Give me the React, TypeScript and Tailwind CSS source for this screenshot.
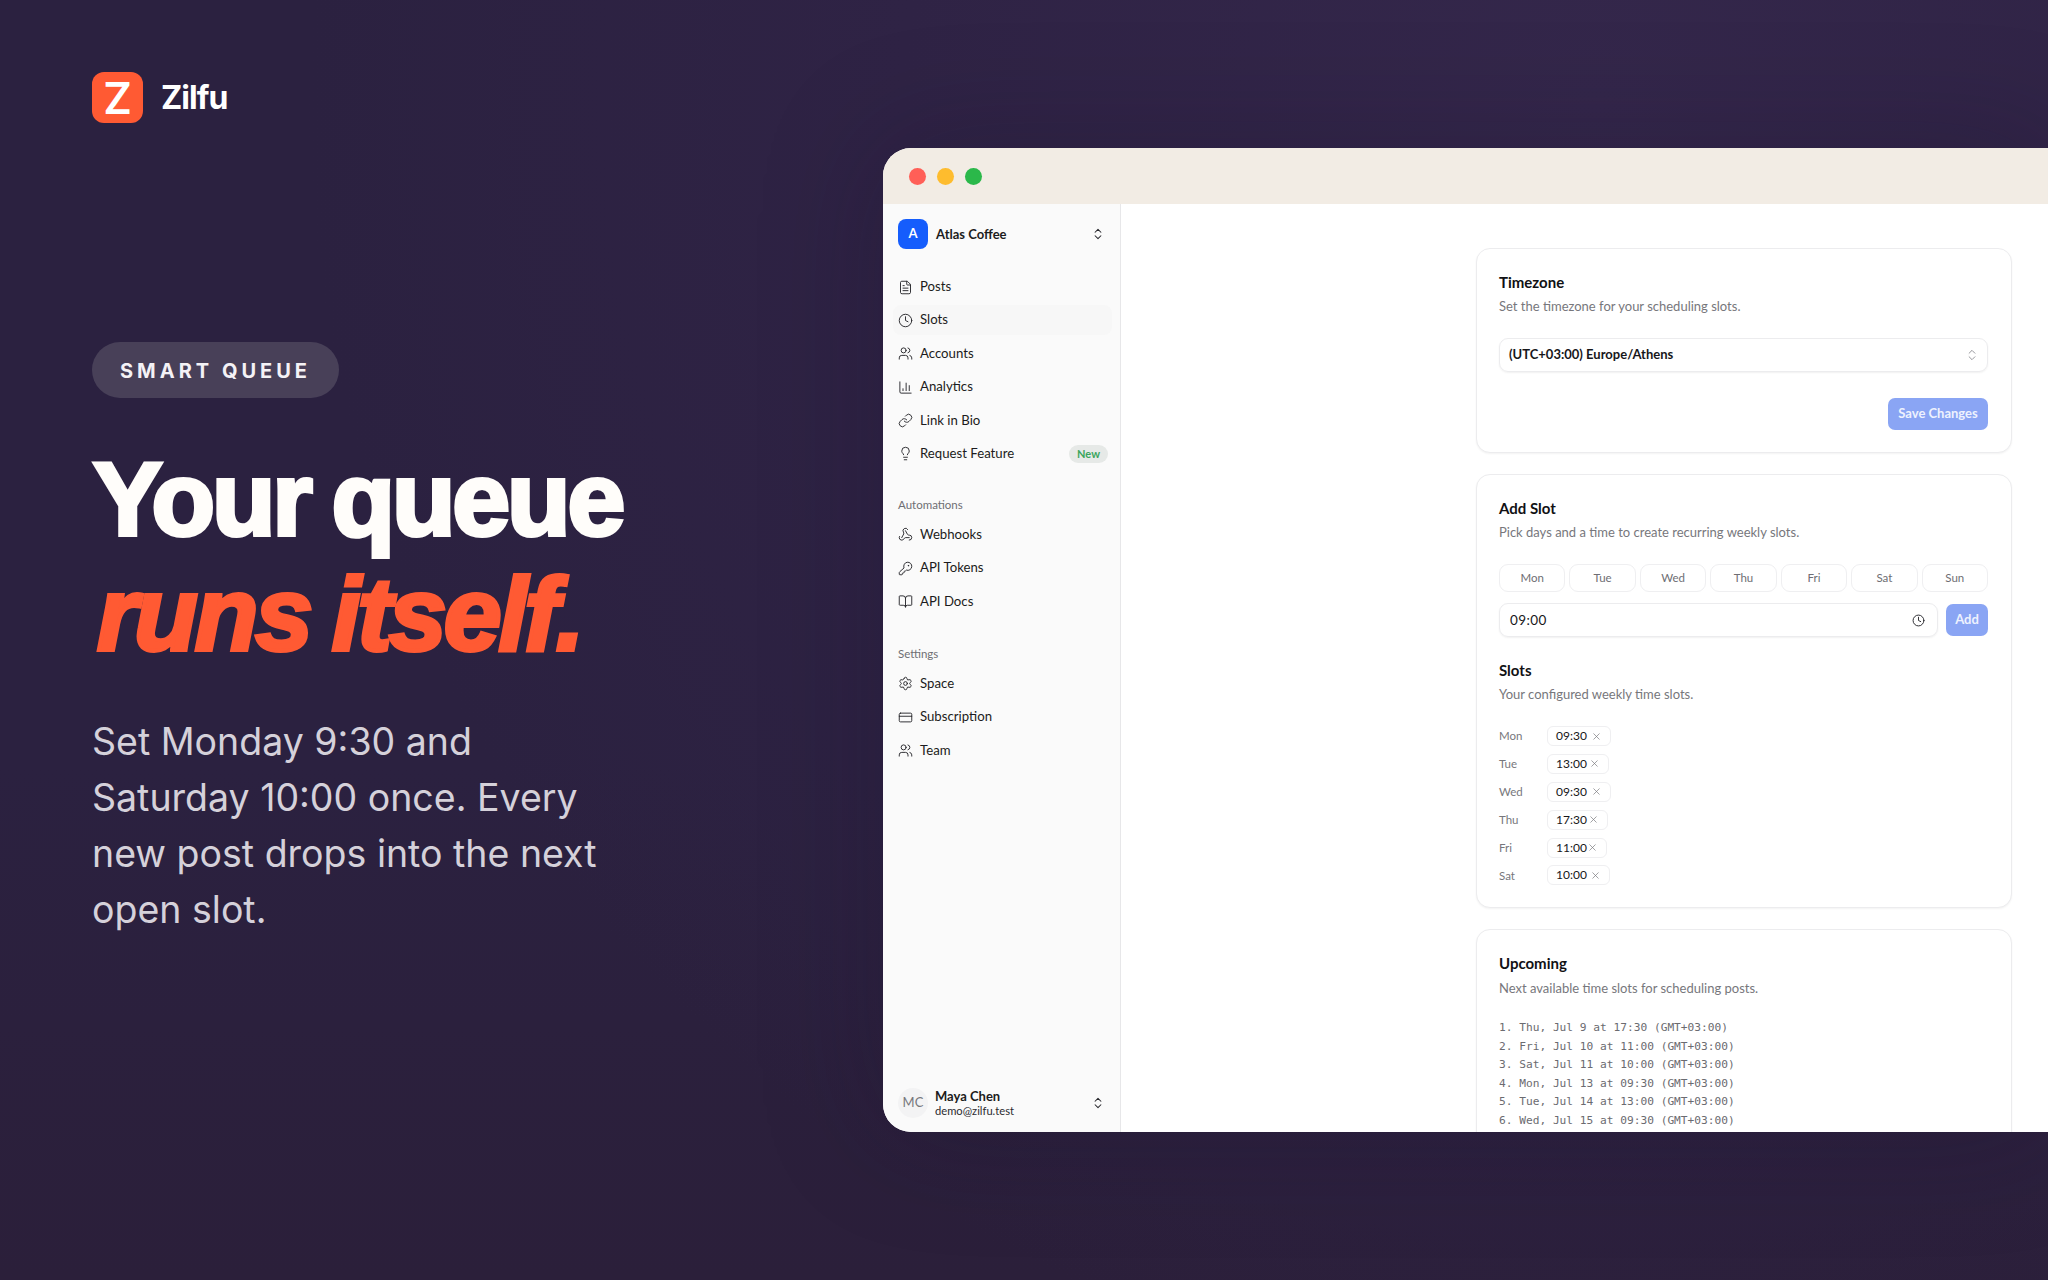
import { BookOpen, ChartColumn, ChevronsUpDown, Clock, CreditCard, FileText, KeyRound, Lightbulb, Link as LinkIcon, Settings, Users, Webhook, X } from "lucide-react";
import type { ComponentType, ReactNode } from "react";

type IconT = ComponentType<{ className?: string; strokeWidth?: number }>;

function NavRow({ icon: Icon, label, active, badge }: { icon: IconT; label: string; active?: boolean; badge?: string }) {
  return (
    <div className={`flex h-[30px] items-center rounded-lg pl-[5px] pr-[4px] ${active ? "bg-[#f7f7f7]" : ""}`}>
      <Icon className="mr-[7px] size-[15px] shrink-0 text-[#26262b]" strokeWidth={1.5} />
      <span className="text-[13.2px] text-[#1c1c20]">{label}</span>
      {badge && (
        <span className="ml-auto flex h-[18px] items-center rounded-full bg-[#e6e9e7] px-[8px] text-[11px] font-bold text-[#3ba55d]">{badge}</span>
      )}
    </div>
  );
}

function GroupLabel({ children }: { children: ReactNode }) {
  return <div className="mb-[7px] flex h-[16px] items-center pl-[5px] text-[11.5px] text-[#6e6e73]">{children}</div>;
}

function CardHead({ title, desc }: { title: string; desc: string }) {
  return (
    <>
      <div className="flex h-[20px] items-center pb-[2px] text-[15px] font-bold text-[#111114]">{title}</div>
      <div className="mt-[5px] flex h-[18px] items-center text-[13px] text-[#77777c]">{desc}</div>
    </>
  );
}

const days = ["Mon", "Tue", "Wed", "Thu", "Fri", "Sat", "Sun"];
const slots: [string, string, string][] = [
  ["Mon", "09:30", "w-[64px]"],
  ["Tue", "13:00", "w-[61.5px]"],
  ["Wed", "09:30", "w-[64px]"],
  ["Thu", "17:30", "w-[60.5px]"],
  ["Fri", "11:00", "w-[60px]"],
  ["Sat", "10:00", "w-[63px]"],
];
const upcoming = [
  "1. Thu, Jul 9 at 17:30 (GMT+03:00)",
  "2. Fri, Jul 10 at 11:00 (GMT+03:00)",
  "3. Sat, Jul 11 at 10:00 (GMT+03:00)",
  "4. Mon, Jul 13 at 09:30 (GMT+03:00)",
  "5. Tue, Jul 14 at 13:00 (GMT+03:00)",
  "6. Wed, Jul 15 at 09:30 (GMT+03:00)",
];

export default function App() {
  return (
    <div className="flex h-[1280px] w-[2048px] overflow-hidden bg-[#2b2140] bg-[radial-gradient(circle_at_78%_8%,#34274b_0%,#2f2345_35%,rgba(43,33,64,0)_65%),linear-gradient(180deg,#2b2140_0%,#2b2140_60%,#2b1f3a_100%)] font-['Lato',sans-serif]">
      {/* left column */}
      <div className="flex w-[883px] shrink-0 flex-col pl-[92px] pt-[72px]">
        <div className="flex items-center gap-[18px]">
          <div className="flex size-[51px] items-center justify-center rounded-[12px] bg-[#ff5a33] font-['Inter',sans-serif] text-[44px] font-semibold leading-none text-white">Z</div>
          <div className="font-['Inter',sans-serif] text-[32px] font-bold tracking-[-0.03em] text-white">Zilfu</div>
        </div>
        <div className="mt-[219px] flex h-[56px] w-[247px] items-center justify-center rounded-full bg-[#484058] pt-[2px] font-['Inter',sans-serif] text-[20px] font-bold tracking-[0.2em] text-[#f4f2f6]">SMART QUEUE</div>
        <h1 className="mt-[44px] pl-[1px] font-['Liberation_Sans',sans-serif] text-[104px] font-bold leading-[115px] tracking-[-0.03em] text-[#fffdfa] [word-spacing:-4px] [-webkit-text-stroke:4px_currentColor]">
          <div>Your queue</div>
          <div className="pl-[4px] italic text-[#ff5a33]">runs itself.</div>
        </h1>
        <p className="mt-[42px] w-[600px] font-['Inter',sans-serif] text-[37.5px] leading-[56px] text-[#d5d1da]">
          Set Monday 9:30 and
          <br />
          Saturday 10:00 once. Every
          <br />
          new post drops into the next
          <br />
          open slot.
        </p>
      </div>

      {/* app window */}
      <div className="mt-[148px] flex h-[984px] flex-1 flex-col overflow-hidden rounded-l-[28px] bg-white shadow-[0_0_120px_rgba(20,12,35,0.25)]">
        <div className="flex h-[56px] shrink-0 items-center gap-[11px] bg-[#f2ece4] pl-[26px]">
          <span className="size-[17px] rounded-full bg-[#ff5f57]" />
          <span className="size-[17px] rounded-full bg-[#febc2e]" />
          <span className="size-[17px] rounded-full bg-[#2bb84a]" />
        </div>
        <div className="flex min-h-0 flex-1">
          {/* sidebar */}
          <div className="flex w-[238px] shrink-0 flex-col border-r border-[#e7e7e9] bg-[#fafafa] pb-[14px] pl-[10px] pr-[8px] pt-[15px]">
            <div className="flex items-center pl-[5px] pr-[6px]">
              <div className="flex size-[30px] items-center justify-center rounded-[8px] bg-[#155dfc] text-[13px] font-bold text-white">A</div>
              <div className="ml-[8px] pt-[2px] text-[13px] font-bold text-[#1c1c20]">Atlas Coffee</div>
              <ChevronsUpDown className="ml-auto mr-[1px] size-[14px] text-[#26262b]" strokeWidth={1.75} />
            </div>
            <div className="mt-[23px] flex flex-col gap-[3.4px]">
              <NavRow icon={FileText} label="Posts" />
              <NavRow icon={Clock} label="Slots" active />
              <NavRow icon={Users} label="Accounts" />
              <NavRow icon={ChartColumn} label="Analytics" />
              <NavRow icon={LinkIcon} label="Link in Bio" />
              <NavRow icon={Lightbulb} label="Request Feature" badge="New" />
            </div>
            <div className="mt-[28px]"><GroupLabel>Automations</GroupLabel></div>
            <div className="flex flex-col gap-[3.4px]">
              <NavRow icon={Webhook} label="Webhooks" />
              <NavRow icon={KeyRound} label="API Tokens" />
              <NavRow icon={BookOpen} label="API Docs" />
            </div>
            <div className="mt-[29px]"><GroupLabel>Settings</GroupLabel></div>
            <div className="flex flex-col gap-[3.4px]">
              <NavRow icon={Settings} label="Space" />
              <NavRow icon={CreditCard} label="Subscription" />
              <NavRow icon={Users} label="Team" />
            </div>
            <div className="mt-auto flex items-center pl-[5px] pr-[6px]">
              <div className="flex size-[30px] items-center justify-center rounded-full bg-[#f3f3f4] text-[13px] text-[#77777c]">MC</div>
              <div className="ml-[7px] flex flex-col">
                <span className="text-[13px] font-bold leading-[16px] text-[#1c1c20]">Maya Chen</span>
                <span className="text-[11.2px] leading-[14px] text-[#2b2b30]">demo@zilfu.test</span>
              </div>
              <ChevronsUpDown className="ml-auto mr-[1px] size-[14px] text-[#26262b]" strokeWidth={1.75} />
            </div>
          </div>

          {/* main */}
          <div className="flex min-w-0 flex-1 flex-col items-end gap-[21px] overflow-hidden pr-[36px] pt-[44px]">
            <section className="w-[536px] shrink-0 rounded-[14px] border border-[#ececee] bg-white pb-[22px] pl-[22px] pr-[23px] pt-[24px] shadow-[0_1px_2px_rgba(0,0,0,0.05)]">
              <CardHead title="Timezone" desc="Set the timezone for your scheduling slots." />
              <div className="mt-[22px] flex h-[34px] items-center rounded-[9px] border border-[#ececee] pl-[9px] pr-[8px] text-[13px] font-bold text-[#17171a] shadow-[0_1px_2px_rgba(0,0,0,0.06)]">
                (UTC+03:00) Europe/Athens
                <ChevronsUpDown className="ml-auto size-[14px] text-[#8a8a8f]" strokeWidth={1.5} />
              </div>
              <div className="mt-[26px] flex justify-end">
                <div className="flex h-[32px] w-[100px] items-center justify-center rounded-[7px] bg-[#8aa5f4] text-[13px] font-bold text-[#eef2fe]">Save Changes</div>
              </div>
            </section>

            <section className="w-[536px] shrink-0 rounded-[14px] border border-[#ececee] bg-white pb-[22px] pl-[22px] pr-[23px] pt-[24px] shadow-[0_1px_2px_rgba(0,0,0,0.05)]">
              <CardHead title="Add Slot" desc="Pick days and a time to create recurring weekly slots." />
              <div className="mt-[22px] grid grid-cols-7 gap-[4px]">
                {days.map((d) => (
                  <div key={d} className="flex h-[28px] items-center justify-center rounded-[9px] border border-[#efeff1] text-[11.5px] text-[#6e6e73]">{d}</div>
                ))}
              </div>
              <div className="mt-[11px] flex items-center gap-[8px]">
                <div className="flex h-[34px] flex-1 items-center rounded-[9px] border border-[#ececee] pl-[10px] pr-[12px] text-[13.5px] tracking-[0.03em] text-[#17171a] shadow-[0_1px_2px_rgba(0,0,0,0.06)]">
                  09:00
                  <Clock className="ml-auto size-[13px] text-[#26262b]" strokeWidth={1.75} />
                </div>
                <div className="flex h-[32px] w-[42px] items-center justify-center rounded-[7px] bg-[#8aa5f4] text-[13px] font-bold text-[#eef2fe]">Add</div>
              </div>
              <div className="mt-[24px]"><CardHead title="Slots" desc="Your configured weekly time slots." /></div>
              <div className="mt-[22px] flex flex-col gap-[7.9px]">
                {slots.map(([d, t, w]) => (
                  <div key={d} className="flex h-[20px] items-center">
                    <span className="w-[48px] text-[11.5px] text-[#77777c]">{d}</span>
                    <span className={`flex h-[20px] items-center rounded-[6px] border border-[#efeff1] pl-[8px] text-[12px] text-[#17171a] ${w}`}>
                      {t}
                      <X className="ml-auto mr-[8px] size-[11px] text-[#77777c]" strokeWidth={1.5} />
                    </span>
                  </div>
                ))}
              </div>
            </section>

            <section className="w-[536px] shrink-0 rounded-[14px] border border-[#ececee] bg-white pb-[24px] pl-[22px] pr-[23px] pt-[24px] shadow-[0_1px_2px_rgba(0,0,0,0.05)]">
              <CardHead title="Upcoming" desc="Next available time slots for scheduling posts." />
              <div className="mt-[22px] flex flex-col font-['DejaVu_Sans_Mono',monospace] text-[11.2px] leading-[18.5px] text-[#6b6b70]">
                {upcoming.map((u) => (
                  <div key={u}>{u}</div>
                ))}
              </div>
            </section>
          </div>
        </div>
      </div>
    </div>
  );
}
=======
Extract, word for word, each line from the top of the data down to and including the line with "string; strokeWidth?: number"; skip the pictures.

[REPLY]
Give me the React, TypeScript and Tailwind CSS source for this screenshot.
import { BookOpen, ChartColumn, ChevronsUpDown, Clock, CreditCard, FileText, KeyRound, Lightbulb, Link as LinkIcon, Settings, Users, Webhook, X } from "lucide-react";
import type { ComponentType, ReactNode } from "react";

type IconT = ComponentType<{ className?: string; strokeWidth?: number }>;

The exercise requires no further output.